Waiting Tasks of the Count Query

As you can see, there are five different execution_context_ids. Each thread on a parallel query gets its own execution context. The first one, the thread the the query execution started on has always the id 0. The other ones get increasing consecutive numbers.

Thread 0 in above query covers everything up to the "gather Streams" iterator. From there to the "Repartition Streams" iterator threads 1 and 2 get to work in parallel. After that up on to the table scans the query is executed by threads 3 and 4. Those two are busily shoveling rows into the Hash iterator. Because a Hash is a blocking iterator (see Properties of Iterators by Craig Freedman(blog) for an explanation of this term), it will not produce any rows until it has consumed all incoming rows. This takes a little over 12 seconds on my machine. During this time the threads 0,1 and 2 are suspended, not taking up any processor resources and therefore not hurting any other thread or query. But they each crank up close to 12 seconds of CXPACKET wait time, for a total of 36 seconds.

Conclusion

The above example showed that any parallel query will show potentially very high CXPACKET waits. This is not an indication of a problem, but rather it is an indication that SQL Server is doing it's job properly, making sure that threads that do not have anything to do at the moment make room for other threads on the processors. So, if your system shows high CXPACKET waits, the only conclusion you can draw from that is, that it is using parallelism and that SQL Server's multitasking system is working as designed.
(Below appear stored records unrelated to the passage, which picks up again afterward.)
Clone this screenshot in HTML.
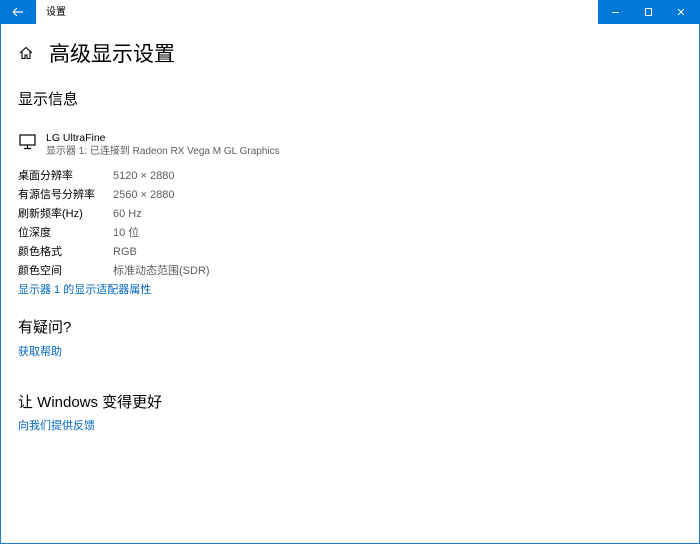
<!DOCTYPE html>
<html><head><meta charset="utf-8"><style>
*{margin:0;padding:0;box-sizing:border-box}
body{width:700px;height:544px;background:#fff;font-family:"Liberation Sans","Noto Sans CJK SC",sans-serif;color:#000;position:relative;overflow:hidden}
.frame{position:absolute;inset:0;border:1px solid #1a7ad4;border-top:none}
.t{position:absolute;white-space:nowrap;line-height:16px}
.back{position:absolute;left:0;top:0;width:36px;height:24px;background:#0078d7}
.ctl{position:absolute;right:0;top:0;width:102px;height:24px;background:#0078d7}
.g{color:#5d5d5d}
.l{color:#0067c0}
.s{font-size:11px}
</style></head><body>
<div class="frame"></div>
<div class="back"><svg width="36" height="24"><path d="M13 12H23M13 12L17 8M13 12L17 16" stroke="#fff" stroke-width="1.2" fill="none"/></svg></div>
<div class="t" style="left:46px;top:5px;font-size:10px">设置</div>
<div class="ctl"><svg width="102" height="24"><path d="M14 12.5H21" stroke="#fff"/><rect x="47.5" y="8.5" width="6" height="7" stroke="#fff" fill="none"/><path d="M80 9L86 15M86 9L80 15" stroke="#fff"/></svg></div>
<svg class="t" style="left:19px;top:46px" width="14" height="14"><path d="M1 7L7 1.5L13 7M3 5.5V12.5H6V9H8V12.5H11V5.5" stroke="#000" stroke-width="1.1" fill="none"/></svg>
<div class="t" style="left:49px;top:41px;font-size:21px;line-height:28px">高级显示设置</div>
<div class="t" style="left:18px;top:90px;font-size:15px;line-height:20px">显示信息</div>
<svg class="t" style="left:19px;top:134px" width="18" height="16"><rect x="1" y="1" width="15" height="10" stroke="#000" stroke-width="1.2" fill="none"/><path d="M8.5 11V14M5 14.5H12" stroke="#000" stroke-width="1.2"/></svg>
<div class="t" style="left:46px;top:130px;font-size:10.5px">LG UltraFine</div>
<div class="t g" style="left:46px;top:144px;font-size:10px">显示器 1: 已连接到 Radeon RX Vega M GL Graphics</div>
<div class="t s" style="left:18px;top:168px">桌面分辨率</div><div class="t g s" style="left:113px;top:168px">5120 × 2880</div>
<div class="t s" style="left:18px;top:187px">有源信号分辨率</div><div class="t g s" style="left:113px;top:187px">2560 × 2880</div>
<div class="t s" style="left:18px;top:206px">刷新频率(Hz)</div><div class="t g s" style="left:113px;top:206px">60 Hz</div>
<div class="t s" style="left:18px;top:225px">位深度</div><div class="t g s" style="left:113px;top:225px">10 位</div>
<div class="t s" style="left:18px;top:244px">颜色格式</div><div class="t g s" style="left:113px;top:244px">RGB</div>
<div class="t s" style="left:18px;top:263px">颜色空间</div><div class="t g s" style="left:113px;top:263px">标准动态范围(SDR)</div>
<div class="t l s" style="left:18px;top:282px">显示器 1 的显示适配器属性</div>
<div class="t" style="left:18px;top:318px;font-size:15px;line-height:20px">有疑问?</div>
<div class="t l s" style="left:18px;top:344px">获取帮助</div>
<div class="t" style="left:18px;top:393px;font-size:15px;line-height:20px">让 Windows 变得更好</div>
<div class="t l s" style="left:18px;top:418px">向我们提供反馈</div>
</body></html>
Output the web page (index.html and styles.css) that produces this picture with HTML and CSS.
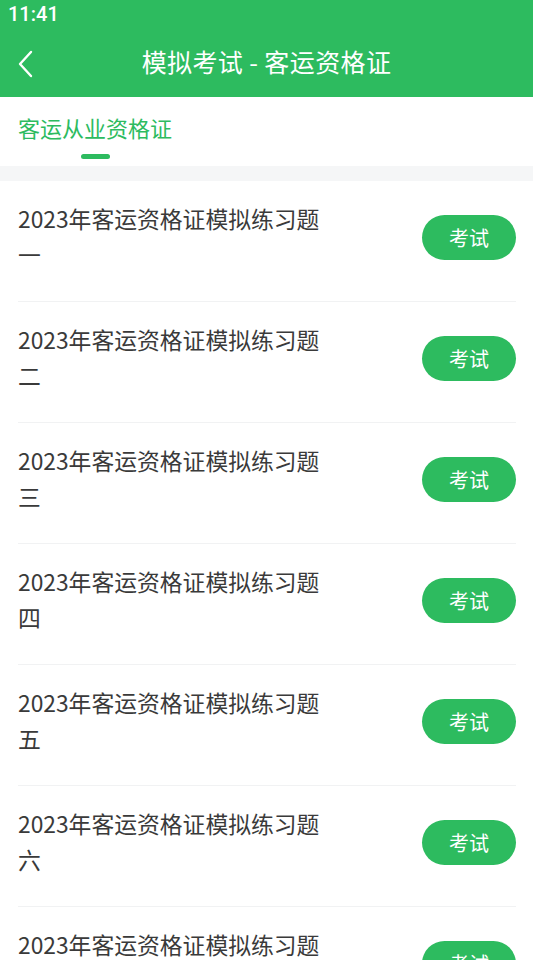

However, as the sys.dm_exec_requests (as well as the compatibility view sysprocesses) show only the wait type of thread 0, CXPACKET waits can potentially hide a real problem. If you know that you have a problem, use appropriate techniques to narrow down the source. If you don't know if you have a problem, CXPACKET will not help you to change that.

That means, that in almost all situations it is safe to ignore CXPACKET waits. I therefore recommend to add it to the list of waits to ignore in your monitoring queries.